Many of you would have read the news story or maybe the report on Ravi Zacharias from this past week. I read the 12 pages; I don’t encourage you to read it unless you really have the stomach for that sort of thing. It’s very egregious, the sin and the deception and the manipulation and the abuse.
It’s easy to look at the faults of God’s people and only the Lord knows what was ever at work in that man’s heart. But it is easy to see and be discouraged by fallen pastors or leaders, or see problems in theological missteps, and wonder if God really is going to build His Church. You and I must rest confident in the promise, not in any one of us. Yes, pray for your pastors and God uses men and women to be faithful and pray that we would be. But ultimately it is Jesus’ promise.
You remember what He said to the disciples in Matthew: I will build My church.
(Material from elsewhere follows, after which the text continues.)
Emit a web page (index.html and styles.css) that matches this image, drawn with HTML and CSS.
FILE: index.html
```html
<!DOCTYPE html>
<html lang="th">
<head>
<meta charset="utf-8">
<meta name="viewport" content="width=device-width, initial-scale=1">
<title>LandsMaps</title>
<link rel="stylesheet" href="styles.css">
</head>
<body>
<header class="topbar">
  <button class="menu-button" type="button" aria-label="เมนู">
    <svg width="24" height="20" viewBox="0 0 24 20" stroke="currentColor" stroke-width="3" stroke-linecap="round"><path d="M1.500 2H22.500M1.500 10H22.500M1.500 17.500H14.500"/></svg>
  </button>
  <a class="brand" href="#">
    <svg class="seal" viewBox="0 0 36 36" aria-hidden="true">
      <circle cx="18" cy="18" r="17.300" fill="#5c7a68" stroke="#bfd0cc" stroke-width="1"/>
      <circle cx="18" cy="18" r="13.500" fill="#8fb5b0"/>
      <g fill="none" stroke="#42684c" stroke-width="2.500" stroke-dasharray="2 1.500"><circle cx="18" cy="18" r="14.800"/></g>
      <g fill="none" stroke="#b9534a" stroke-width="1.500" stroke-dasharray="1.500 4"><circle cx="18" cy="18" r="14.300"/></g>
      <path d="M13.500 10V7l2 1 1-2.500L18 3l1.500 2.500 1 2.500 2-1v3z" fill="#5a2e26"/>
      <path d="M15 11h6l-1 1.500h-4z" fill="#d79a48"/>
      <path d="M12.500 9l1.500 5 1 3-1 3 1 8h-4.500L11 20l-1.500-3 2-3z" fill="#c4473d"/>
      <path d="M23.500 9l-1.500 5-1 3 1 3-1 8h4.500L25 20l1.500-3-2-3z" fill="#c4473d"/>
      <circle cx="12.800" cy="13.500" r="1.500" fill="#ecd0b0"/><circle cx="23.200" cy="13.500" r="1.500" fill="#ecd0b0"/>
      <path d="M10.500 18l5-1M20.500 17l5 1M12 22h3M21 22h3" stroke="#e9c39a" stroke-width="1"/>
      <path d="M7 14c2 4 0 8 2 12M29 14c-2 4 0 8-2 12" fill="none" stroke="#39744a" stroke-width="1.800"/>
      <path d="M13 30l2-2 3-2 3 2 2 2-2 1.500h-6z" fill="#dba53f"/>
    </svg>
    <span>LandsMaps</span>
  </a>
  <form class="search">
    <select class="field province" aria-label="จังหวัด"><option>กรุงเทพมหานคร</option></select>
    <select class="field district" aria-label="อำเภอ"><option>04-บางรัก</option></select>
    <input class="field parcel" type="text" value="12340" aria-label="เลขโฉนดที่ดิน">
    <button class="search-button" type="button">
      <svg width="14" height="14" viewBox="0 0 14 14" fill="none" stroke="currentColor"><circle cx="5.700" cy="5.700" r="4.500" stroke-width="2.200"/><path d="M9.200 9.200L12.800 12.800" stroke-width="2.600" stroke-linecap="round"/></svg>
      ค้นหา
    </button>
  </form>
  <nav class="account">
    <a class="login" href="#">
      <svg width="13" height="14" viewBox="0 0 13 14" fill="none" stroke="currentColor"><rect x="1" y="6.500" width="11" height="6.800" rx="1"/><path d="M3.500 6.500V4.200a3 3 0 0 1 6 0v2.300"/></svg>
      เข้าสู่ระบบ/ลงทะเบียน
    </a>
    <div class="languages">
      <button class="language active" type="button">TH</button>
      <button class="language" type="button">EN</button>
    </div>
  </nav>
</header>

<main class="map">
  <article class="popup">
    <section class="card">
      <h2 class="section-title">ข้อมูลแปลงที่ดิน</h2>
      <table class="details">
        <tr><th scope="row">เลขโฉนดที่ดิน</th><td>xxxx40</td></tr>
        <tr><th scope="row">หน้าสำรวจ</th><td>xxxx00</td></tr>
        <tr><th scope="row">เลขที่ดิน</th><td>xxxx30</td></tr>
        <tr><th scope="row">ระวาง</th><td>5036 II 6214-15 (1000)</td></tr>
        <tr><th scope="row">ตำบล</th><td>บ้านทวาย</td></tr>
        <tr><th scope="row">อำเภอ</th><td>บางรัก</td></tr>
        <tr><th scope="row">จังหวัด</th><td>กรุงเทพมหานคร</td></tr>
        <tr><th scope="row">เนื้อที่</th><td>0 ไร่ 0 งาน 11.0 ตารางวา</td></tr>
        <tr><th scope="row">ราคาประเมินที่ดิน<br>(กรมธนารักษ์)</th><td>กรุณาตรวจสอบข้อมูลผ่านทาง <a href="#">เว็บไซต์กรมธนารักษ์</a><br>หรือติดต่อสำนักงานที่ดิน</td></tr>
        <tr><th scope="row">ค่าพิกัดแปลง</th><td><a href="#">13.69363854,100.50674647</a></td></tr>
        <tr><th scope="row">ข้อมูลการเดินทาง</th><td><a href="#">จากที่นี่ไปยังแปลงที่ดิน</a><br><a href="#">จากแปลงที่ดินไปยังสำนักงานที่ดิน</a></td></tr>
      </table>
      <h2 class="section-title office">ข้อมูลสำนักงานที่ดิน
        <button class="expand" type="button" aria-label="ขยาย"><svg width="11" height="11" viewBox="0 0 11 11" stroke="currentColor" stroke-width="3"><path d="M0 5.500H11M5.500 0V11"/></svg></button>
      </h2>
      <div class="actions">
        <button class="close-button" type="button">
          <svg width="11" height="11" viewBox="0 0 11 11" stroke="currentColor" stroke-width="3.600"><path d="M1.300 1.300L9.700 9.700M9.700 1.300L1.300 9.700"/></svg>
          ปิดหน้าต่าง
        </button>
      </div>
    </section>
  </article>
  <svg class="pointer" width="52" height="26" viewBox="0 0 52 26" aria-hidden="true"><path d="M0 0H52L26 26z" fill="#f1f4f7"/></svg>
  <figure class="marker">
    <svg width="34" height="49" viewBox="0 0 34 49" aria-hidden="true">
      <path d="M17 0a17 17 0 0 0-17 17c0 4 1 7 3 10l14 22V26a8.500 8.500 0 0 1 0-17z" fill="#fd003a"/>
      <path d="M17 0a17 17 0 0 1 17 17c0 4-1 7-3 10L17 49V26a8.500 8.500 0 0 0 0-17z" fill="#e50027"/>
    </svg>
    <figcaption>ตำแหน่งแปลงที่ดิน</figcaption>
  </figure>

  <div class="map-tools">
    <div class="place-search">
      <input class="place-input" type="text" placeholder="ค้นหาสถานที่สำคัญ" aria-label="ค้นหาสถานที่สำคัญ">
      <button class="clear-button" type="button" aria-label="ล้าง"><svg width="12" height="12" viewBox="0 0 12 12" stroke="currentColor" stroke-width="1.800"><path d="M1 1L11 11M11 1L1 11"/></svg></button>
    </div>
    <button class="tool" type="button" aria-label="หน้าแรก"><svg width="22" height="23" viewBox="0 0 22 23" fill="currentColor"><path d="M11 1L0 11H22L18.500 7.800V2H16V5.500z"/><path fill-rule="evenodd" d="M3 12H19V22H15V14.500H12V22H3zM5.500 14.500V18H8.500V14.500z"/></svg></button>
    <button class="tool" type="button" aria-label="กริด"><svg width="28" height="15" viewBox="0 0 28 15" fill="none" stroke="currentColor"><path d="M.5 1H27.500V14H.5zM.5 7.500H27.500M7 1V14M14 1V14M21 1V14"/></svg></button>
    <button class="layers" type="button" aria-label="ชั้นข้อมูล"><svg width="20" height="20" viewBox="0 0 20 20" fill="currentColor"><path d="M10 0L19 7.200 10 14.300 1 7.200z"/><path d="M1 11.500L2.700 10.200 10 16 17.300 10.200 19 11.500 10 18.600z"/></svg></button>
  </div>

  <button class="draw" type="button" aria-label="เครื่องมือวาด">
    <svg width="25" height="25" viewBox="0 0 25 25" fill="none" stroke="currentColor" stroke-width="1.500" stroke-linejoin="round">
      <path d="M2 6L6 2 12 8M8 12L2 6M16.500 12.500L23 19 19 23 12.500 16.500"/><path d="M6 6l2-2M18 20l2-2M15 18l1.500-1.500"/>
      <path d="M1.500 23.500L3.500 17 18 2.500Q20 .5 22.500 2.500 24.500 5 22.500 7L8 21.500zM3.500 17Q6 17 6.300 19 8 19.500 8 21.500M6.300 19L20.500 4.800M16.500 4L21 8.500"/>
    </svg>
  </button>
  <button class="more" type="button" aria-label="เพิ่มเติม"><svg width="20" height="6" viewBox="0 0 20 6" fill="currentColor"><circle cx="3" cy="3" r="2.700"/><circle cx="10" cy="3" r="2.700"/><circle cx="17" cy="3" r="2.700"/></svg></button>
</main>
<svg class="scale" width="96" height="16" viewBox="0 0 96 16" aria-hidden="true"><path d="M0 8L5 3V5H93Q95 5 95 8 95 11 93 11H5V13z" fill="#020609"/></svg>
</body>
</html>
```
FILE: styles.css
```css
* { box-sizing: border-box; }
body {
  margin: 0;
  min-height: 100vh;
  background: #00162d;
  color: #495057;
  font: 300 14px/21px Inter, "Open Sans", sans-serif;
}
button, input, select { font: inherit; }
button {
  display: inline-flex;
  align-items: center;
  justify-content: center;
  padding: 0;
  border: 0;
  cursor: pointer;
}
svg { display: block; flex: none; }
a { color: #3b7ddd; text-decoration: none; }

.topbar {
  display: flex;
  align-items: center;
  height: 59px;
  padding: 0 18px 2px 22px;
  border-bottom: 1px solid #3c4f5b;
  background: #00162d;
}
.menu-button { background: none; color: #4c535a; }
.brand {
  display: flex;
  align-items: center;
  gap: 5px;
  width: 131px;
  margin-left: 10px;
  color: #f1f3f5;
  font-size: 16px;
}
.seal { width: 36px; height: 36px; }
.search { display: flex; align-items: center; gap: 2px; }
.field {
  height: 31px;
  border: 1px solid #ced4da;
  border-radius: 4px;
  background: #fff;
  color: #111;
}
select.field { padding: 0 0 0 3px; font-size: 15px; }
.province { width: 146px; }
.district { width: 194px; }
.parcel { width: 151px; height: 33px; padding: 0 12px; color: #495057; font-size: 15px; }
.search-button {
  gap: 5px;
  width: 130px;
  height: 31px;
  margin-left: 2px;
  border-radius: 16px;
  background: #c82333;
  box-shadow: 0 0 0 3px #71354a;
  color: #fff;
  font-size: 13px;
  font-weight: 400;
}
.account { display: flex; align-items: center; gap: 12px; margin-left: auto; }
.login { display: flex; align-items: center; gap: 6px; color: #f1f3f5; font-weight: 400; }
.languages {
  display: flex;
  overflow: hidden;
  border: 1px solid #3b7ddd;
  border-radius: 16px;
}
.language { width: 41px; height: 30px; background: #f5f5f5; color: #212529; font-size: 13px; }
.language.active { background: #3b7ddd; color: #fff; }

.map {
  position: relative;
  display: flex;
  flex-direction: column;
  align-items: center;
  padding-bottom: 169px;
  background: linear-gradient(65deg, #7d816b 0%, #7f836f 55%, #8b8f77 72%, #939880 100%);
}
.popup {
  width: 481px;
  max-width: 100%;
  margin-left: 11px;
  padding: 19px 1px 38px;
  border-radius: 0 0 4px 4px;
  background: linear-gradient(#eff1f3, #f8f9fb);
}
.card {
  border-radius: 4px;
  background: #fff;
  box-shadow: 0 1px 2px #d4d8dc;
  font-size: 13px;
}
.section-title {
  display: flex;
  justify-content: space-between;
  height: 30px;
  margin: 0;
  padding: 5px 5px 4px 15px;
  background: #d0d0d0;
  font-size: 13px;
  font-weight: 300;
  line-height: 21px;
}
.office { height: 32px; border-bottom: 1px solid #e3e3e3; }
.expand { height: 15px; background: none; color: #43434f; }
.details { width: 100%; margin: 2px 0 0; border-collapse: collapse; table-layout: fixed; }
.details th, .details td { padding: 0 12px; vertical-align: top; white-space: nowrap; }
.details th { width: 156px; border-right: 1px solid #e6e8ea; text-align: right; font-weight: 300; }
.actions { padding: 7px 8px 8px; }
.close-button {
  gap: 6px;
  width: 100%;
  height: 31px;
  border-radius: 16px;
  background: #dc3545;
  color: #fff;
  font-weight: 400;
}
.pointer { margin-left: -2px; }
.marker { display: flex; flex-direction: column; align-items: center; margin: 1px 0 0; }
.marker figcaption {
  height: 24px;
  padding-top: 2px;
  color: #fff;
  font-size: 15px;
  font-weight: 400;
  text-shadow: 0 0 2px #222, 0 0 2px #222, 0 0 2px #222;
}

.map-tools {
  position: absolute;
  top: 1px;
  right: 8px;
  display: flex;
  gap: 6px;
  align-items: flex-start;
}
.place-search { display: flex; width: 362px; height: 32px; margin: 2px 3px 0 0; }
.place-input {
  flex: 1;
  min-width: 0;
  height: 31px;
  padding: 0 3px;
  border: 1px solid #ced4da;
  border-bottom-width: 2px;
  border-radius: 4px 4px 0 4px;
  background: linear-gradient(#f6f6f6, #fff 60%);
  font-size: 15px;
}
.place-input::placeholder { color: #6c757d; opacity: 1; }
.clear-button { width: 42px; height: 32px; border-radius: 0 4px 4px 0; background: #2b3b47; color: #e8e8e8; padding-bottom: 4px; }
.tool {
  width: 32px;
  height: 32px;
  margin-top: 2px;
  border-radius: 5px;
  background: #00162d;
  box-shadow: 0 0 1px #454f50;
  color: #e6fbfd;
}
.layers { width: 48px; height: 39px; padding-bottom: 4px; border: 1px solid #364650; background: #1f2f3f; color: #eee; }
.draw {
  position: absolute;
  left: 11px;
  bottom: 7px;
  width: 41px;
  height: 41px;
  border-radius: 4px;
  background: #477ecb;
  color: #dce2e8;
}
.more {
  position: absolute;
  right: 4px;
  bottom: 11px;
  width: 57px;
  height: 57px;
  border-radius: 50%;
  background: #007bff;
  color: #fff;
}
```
Jesus says “I” so, “I may use other people, I may give gifts in people, in writings, in sermons, in parents,” but Jesus does it. It is ultimately Jesus who builds the Church, not any author, not any pastor, Jesus. And He says “I will build My church.” It’s His. It doesn’t ultimately belong to any pastor or leader or session or denomination. It belongs to Christ.
And so we can have absolute confidence that even though we will get in the way ten thousand times, Jesus will build His church and the gates of hell will not prevail against it.
Now this is not an excuse for us to be lazy, let alone for our disobedience, but it is reason for hope.
Romans 11:29: For the gifts and the calling of God are irrevocable.
I don’t know what God is up to, in our church, our city, our denomination, this country, around the world, but we can be absolutely certain of this: He will be true to His Word. He will build His church. And nothing can fully and finally and no one can fully and finally derail or destroy the promises of God. Not even us. Not the world, not the flesh, not the devil. God will have His way and He will build His church and He will bless His people. And through the seed of Abraham He will bless the world.
Let’s pray. Father in heaven, we thank You for Your Word and for Your promises. We pray that we would be the means of fulfilling them, not the means of frustrating them. Surely sometimes we will do some of both, so forgive us. We thank You that the promise is not ultimately dependent upon us, for if it were it would have failed long ago in our sin, in our folly, in our deception, in our hypocrisy. Have mercy, O Lord, and do a great work in our midst and in our day, not for the sake of any man except for the sake of the God-man, Jesus Christ, in whose name we pray. Amen.